Sur Facebook, des internautes dénoncent l’emploi par les forces de l’ordre d’un gaz qui serait "plus puissant" qu’à l’accoutumée. Mais les observateurs sur le terrain mettent plutôt en cause les pratiques des policiers.
Depuis le mois d’avril, un même message circule sur Facebook, partagé des milliers de fois et relayé par des comptes soutenant le mouvement des "gilets jaunes". Cette publication, illustrée par la photo d’une grenade lacrymogène usagée, affirme que les forces de l’ordre emploient désormais "un gaz plus puissant" contre les manifestants "dans certaines villes".
"Le CM3 serait six fois plus intense que le CM6", est-il écrit dans ce message, qui liste également les effets secondaires prêtés à cette arme de maintien de l’ordre : "lésions cutanées", "lésions cornéennes", "augmentation des nausées", "brûlures au visage", "dommages (...) permanents" et accroissement du "risque de maladie chronique". (...)
En réalité, les CM3 et les CM6 ne sont pas deux gaz lacrymogènes différents, mais deux types de grenades lacrymogènes, parmi toutes celles qui équipent les forces de l’ordre.

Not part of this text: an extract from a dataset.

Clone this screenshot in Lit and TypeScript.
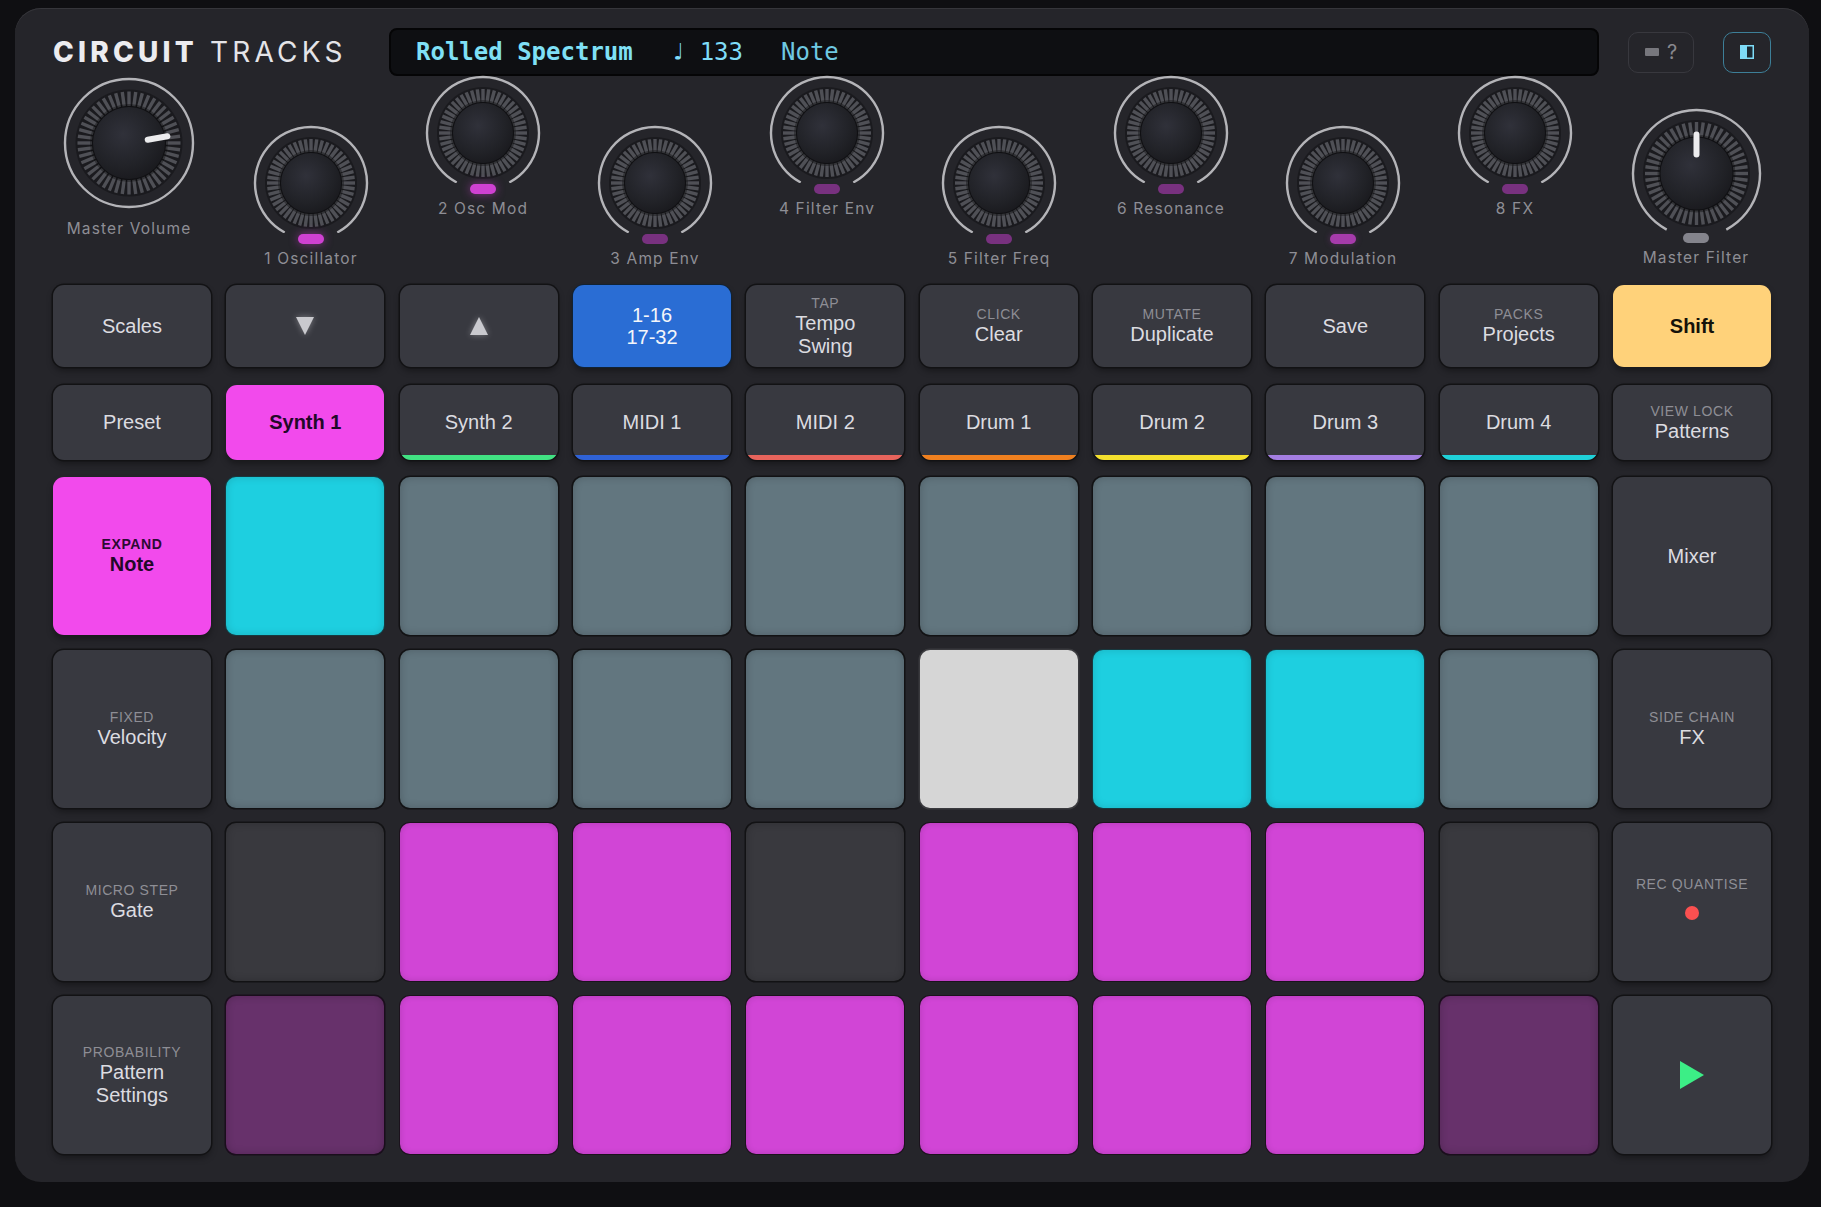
import { css, html, LitElement, svg } from "lit";
import { customElement, property } from "lit/decorators.js";

@customElement("synth-knob")
export class SynthKnob extends LitElement {
	@property({type: String}) label = '';
	@property({type: Number}) radius = 56;
	@property({type: Number}) pointer = -1;
	@property({type: String}) led = '';
	@property({type: Boolean}) closed = false;

	ticks(cx: number, cy: number, inner: number, outer: number) {
		const out = [];
		for (let i = 0; i < 48; i++) {
			const a = (i * 7.5 * Math.PI) / 180;
			const s = Math.sin(a);
			const c = Math.cos(a);
			out.push(svg`<line x1=${cx + inner * s} y1=${cy - inner * c} x2=${cx + outer * s} y2=${cy - outer * c}></line>`);
		}
		return out;
	}

	render() {
		const r = this.radius;
		const pad = 2;
		const cx = r + pad;
		const cy = r + pad;
		const big = r > 60;
		const body = big ? 53.5 : 46;
		const cap = big ? 36 : 30;
		const w = cx * 2;
		// the ring stops short of the LED, so the svg is cropped there
		const h = this.closed ? cy * 2 : cy + (big ? 58 : 50);
		const dx = r * Math.sin((28 * Math.PI) / 180);
		const dy = r * Math.cos((28 * Math.PI) / 180);
		const gid = `cap${r}`;
		const a = (this.pointer * Math.PI) / 180;
		return html`
		<svg width=${w} height=${h} viewBox="0 0 ${w} ${h}">
			<defs>
				<radialGradient id=${gid} cx="42%" cy="38%" r="70%">
					<stop offset="0" stop-color="#30313a"></stop>
					<stop offset="0.65" stop-color="#212227"></stop>
					<stop offset="1" stop-color="#18181c"></stop>
				</radialGradient>
			</defs>
			<circle cx=${cx} cy=${cy} r=${body} fill="#1a1a1e"></circle>
			<g class="ticks">${this.ticks(cx, cy, cap + 1, body - 2)}</g>
			<circle cx=${cx} cy=${cy} r=${cap + 3} fill="#000" opacity="0.35"></circle>
			<circle cx=${cx} cy=${cy} r=${cap} fill="url(#${gid})"></circle>
			${this.closed
				? svg`<circle class="ring" cx=${cx} cy=${cy} r=${r}></circle>`
				: svg`<path class="ring" d="M${cx - dx} ${cy + dy} A${r} ${r} 0 1 1 ${cx + dx} ${cy + dy}"></path>`}
			${this.pointer >= 0
				? svg`<line class="pointer" x1=${cx + 19 * Math.sin(a)} y1=${cy - 19 * Math.cos(a)} x2=${cx + 39 * Math.sin(a)} y2=${cy - 39 * Math.cos(a)}></line>`
				: ''}
		</svg>
		${this.led ? html`<div class="led ${this.led}"></div>` : ''}
		<div class="label">${this.label}</div>
		`;
	}

	static styles = css`
	:host {
		display: flex;
		flex-direction: column;
		align-items: center;
	}

	svg {
		display: block;
	}

	.ring {
		fill: none;
		stroke: #b4b4b8;
		stroke-width: 2.4;
	}

	.ticks line {
		stroke: #4f5056;
		stroke-width: 3.4;
	}

	.pointer {
		stroke: #ececee;
		stroke-width: 6;
		stroke-linecap: round;
	}

	.led {
		width: 26px;
		height: 10px;
		border-radius: 5px;
		margin-top: 1px;
	}

	.led.on {
		background: #cf41d2;
		box-shadow: 0 0 10px rgba(207, 65, 210, 0.55);
	}

	.led.mid {
		background: #a63bab;
		box-shadow: 0 0 6px rgba(166, 59, 171, 0.35);
	}

	.led.dim {
		background: #78317f;
	}

	.led.grey {
		background: #84848c;
	}

	.label {
		margin-top: 5px;
		height: 20px;
		line-height: 20px;
		font-family: Inter, "Liberation Sans", sans-serif;
		font-size: 15.5px;
		letter-spacing: 1.15px;
		color: #8e8e95;
		white-space: nowrap;
	}

	:host([closed]) .label {
		margin-top: 10px;
	}
	`
}

type Key = {
	small?: string;
	text?: string;
	tone?: string;
	track?: string;
	icon?: string;
};

const topRow: Key[] = [
	{text: 'Scales'},
	{icon: 'down'},
	{icon: 'up'},
	{text: '1-16\n17-32', tone: 'blue'},
	{small: 'TAP', text: 'Tempo\nSwing'},
	{small: 'CLICK', text: 'Clear'},
	{small: 'MUTATE', text: 'Duplicate'},
	{text: 'Save'},
	{small: 'PACKS', text: 'Projects'},
	{text: 'Shift', tone: 'shift'},
];

const trackRow: Key[] = [
	{text: 'Preset'},
	{text: 'Synth 1', tone: 'magenta'},
	{text: 'Synth 2', track: '#41e283'},
	{text: 'MIDI 1', track: '#2f62d6'},
	{text: 'MIDI 2', track: '#e8645c'},
	{text: 'Drum 1', track: '#f0801f'},
	{text: 'Drum 2', track: '#f4e02e'},
	{text: 'Drum 3', track: '#a47ee2'},
	{text: 'Drum 4', track: '#1fd1d9'},
	{small: 'VIEW LOCK', text: 'Patterns'},
];

// c cyan, g grey, w white, m magenta, d dark, p dim purple
const padRows: {left: Key; pads: string; right: Key}[] = [
	{left: {small: 'EXPAND', text: 'Note', tone: 'magenta'}, pads: 'cggggggg', right: {text: 'Mixer'}},
	{left: {small: 'FIXED', text: 'Velocity'}, pads: 'ggggwccg', right: {small: 'SIDE CHAIN', text: 'FX'}},
	{left: {small: 'MICRO STEP', text: 'Gate'}, pads: 'dmmdmmmd', right: {icon: 'rec', small: 'REC QUANTISE'}},
	{left: {small: 'PROBABILITY', text: 'Pattern\nSettings'}, pads: 'pmmmmmmp', right: {icon: 'play'}},
];

const knobs = [
	{label: '1 Oscillator', led: 'on'},
	{label: '2 Osc Mod', led: 'on'},
	{label: '3 Amp Env', led: 'dim'},
	{label: '4 Filter Env', led: 'dim'},
	{label: '5 Filter Freq', led: 'dim'},
	{label: '6 Resonance', led: 'dim'},
	{label: '7 Modulation', led: 'mid'},
	{label: '8 FX', led: 'dim'},
];

@customElement("app-root")
export class AppRoot extends LitElement {
	renderKey(key: Key) {
		if (key.icon === 'play') {
			return html`<div class="key"><svg class="play" width="24" height="28" viewBox="0 0 24 28"><polygon points="0,0 24,14 0,28"></polygon></svg></div>`;
		}
		if (key.icon === 'rec') {
			return html`<div class="key rec"><span class="small">${key.small}</span><span class="dot"></span></div>`;
		}
		if (key.icon) {
			const points = key.icon === 'down' ? '0,0 18,0 9,18' : '9,0 18,18 0,18';
			return html`<div class="key"><svg class="arrow" width="18" height="18" viewBox="0 0 18 18"><polygon points=${points}></polygon></svg></div>`;
		}
		return html`
		<div class="key ${key.tone ?? ''}">
			${key.track ? html`<span class="strip" style="background:${key.track}"></span>` : ''}
			${key.small ? html`<span class="small">${key.small}</span>` : ''}
			<span class="text">${key.text}</span>
		</div>
		`;
	}

	render() {
		return html`
		<div class="panel">
			<header>
				<h1><b>CIRCUIT</b> TRACKS</h1>
				<div class="display">
					<strong>Rolled Spectrum</strong>
					<span class="bpm">♩ 133</span>
					<span>Note</span>
				</div>
				<button class="help">
					<svg width="14" height="8" viewBox="0 0 14 8"><rect width="14" height="8" rx="1"></rect></svg>
					<span>?</span>
				</button>
				<button class="toggle">
					<svg width="14" height="14" viewBox="0 0 14 14">
						<rect width="14" height="14" fill="#7fdcf8"></rect>
						<rect x="7" y="1.5" width="5.5" height="11" fill="#1c2a33"></rect>
					</svg>
				</button>
			</header>

			<section class="knobs">
				<synth-knob class="volume" closed radius="64" pointer="80" label="Master Volume"></synth-knob>
				<div class="eight">
					${knobs.map((k, i) => html`
						<synth-knob class=${i % 2 ? 'high' : 'low'} label=${k.label} led=${k.led}></synth-knob>
					`)}
				</div>
				<synth-knob class="filter" radius="63.5" pointer="0" led="grey" label="Master Filter"></synth-knob>
			</section>

			<section class="grid top">${topRow.map((k) => this.renderKey(k))}</section>
			<section class="grid tracks">${trackRow.map((k) => this.renderKey(k))}</section>
			<section class="grid pads">
				${padRows.map((row) => html`
					${this.renderKey(row.left)}
					${[...row.pads].map((p) => html`<div class="pad ${p}"></div>`)}
					${this.renderKey(row.right)}
				`)}
			</section>
		</div>
		`;
	}

	static styles = css`
	:host {
		display: block;
		box-sizing: border-box;
		min-height: 1207px;
		padding: 8px 12px 25px 15px;
		background: #0f0f12;
		font-family: "Liberation Sans", Arial, sans-serif;
	}

	.panel {
		box-sizing: border-box;
		height: 1174px;
		padding: 20px 38px 30px;
		border-radius: 26px;
		background: #25252a;
		box-shadow: inset 0 1px 0 #36363b;
	}

	header {
		display: flex;
		align-items: center;
		height: 48px;
	}

	h1 {
		width: 336px;
		margin: 0;
		font-family: Inter, "Liberation Sans", sans-serif;
		font-size: 28px;
		font-weight: 400;
		letter-spacing: 4.2px;
		color: #e4e4e8;
		white-space: nowrap;
	}

	h1 b {
		font-weight: 800;
		color: #ececf0;
	}

	.display {
		flex: 1;
		align-self: stretch;
		display: flex;
		align-items: center;
		gap: 38px;
		padding-left: 25px;
		border-radius: 8px;
		border: 2px solid #050506;
		box-sizing: border-box;
		background: #0e0f12;
		font-family: "DejaVu Sans Mono", "Liberation Mono", monospace;
		font-size: 24px;
		color: #6fc9e2;
	}

	.display strong {
		color: #7fe0f6;
	}

	.display .bpm {
		color: #7fdcf8;
		margin-right: 0;
	}

	button {
		display: flex;
		align-items: center;
		justify-content: center;
		height: 41px;
		margin-left: 29px;
		padding: 0;
		background: transparent;
		border-radius: 10px;
	}

	.help {
		width: 66px;
		gap: 8px;
		border: 1.5px solid #38383e;
		color: #88888e;
		font-family: Inter, "Liberation Sans", sans-serif;
		font-size: 20px;
	}

	.help svg {
		fill: #77777d;
	}

	.toggle {
		width: 48px;
		border: 1.5px solid #3d7f98;
	}

	.knobs {
		display: flex;
		gap: 20px;
		align-items: flex-start;
		height: 208px;
		margin-top: -1px;
	}

	.volume {
		width: 152px;
		margin-top: 2px;
	}

	.eight {
		display: grid;
		grid-template-columns: repeat(8, 172px);
	}

	.low {
		margin-top: 50px;
	}

	.filter {
		width: 150px;
		margin-top: 33px;
	}

	.grid {
		display: grid;
		grid-template-columns: repeat(10, 1fr);
		column-gap: 15.4px;
	}

	.top {
		height: 82px;
		margin-top: 2px;
	}

	.tracks {
		height: 75px;
		margin-top: 18px;
	}

	.pads {
		grid-auto-rows: 158px;
		row-gap: 15px;
		margin-top: 17px;
	}

	.key {
		position: relative;
		overflow: hidden;
		display: flex;
		flex-direction: column;
		align-items: center;
		justify-content: center;
		border-radius: 11px;
		background: #383940;
		box-shadow: 0 0 0 1.5px #121214, 0 4px 6px rgba(0, 0, 0, 0.35);
		color: #dcdce0;
		text-align: center;
	}

	.text {
		font-size: 20px;
		line-height: 22.5px;
		white-space: pre-line;
	}

	.small {
		font-size: 14px;
		line-height: 17px;
		letter-spacing: 0.6px;
		color: #8e8e95;
	}

	.strip {
		position: absolute;
		left: 0;
		right: 0;
		bottom: 0;
		height: 5px;
	}

	.blue {
		background: #2a6dd4;
		color: #f4f6fa;
		box-shadow: 0 0 0 1px #123, 0 4px 6px rgba(0, 0, 0, 0.35);
	}

	.shift {
		background: #ffd27a;
		color: #15120a;
		font-weight: 700;
		box-shadow: 0 4px 6px rgba(0, 0, 0, 0.35);
	}

	.magenta {
		background: #f24aec;
		color: #220828;
		box-shadow: 0 4px 6px rgba(0, 0, 0, 0.35);
	}

	.shift .text,
	.magenta .text {
		font-weight: 700;
	}

	.magenta .small {
		color: #2c0a33;
		font-weight: 700;
	}

	.arrow {
		fill: #c9c9ce;
		filter: drop-shadow(0 0 3px rgba(255, 255, 255, 0.35));
	}

	.play {
		fill: #3cee86;
	}

	.rec {
		gap: 13px;
		padding-bottom: 8px;
	}

	.dot {
		width: 14px;
		height: 14px;
		border-radius: 50%;
		background: #fa5050;
	}

	.pad {
		border-radius: 10px;
		box-shadow: 0 0 0 1.5px #121214, inset 0 0 8px rgba(0, 0, 0, 0.2);
	}

	.pad.c { background: #1ecfe0; box-shadow: 0 0 0 1px #17393f, inset 0 0 8px rgba(0, 0, 0, 0.15); }
	.pad.g { background: #62767f; }
	.pad.w { background: #d6d6d6; box-shadow: 0 0 0 1.5px #3a3a3e; }
	.pad.m { background: #d145d6; box-shadow: 0 0 0 1px #1c121d, inset 0 0 6px rgba(0, 0, 0, 0.15); }
	.pad.d { background: #39393e; }
	.pad.p { background: #67316b; box-shadow: 0 0 0 1.5px #1a0e1c, inset 0 0 8px rgba(0, 0, 0, 0.2); }
	`
}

Toutes deux sont "en dotation chez les CRS", indique à franceinfo la direction générale de la police nationale (DGPN). Les gendarmes n’en sont donc pas pourvus. CM3 et CM6 contiennent le même composé chimique : du 2-chlorobenzylidène malonitrile, abrégé en CS. Les premières renferment trois petites coupelles de CS, quand les secondes en comptent six – d’où le nombre derrière les lettres CM. (...)
Interrogé par franceinfo sur la composition des grenades lacrymogènes, Laurent Nunez, secrétaire d’Etat auprès du ministère de l’Intérieur, a assuré en février que "la recette n’a absolument pas changé". Sans en dire plus. Contacté, le fabricant de ces grenades, Alsetex, n’a pas répondu à nos sollicitations. Si les observateurs confirment ce "ressenti" de grenades lacrymogènes "plus intenses", ils mettent surtout en cause les techniques employées par les forces de l’ordre. (...)
"Avec le Cougar, les policiers appuient la crosse sur l’épaule ou la hanche et tirent vers le ciel. Avec le PGL-65, ils tirent comme avec le LBD, en tir tendu, observe Yann. Les palets ne tombent plus en rideau, mais de manière beaucoup plus rapprochée. Et toutes les grenades sont tirées en même temps. La concentration en gaz est beaucoup plus importante et l’air est plus saturé." (...)
Cette technique de tir produit des effets différents selon la topographie, d’après les observateurs. "Dans les petites rues de Toulouse, le nuage est extrêmement dense et intense. Aujourd’hui, on peut se perdre dans les nuages de lacrymos, on n’y voit pas à trois mètres", constate Pascal Gassiot, membre de l’Observatoire toulousain des pratiques policières (OPP), qui a coordonné un rapport (PDF) faisant la synthèse de deux années d’observations sur le maintien de l’ordre pendant les manifestations à Toulouse. (...)
Des effets qui sont "plus prolongés"
Le secret qui entoure la composition des grenades lacrymogènes ne permet pas de trancher le débat. Il a aussi alimenté les fantasmes sur la présence de cyanure, par exemple. Au-delà de la polémique sur les différents types de lacrymos, c’est l’arme en elle-même qui est critiquée par ces organisations. Les grenades lacrymogènes s’attaquent aux yeux, au nez, aux voies respiratoires mais aussi digestives, explique le chimiste André Picot, membre de l’Association toxicologie-chimie. Et ce spécialiste en toxicologie de détailler : "Lorsque le gaz lacrymogène est inhalé, il descend et atteint les bronches. Plus la dose est importante, plus il va profondément dans l’organisme." (...)
"On avait banalisé l’usage des lacrymos dans les manifestations. Même du côté des manifestants, cela faisait en quelque sorte partie du folklore. Aujourd’hui, l’utilisation des lacrymogènes est devenue très inquiétante, accuse Pascal Gassiot. Ce n’est pas fait pour disperser les gens, c’est fait pour faire mal. Ça casse les gens sur place."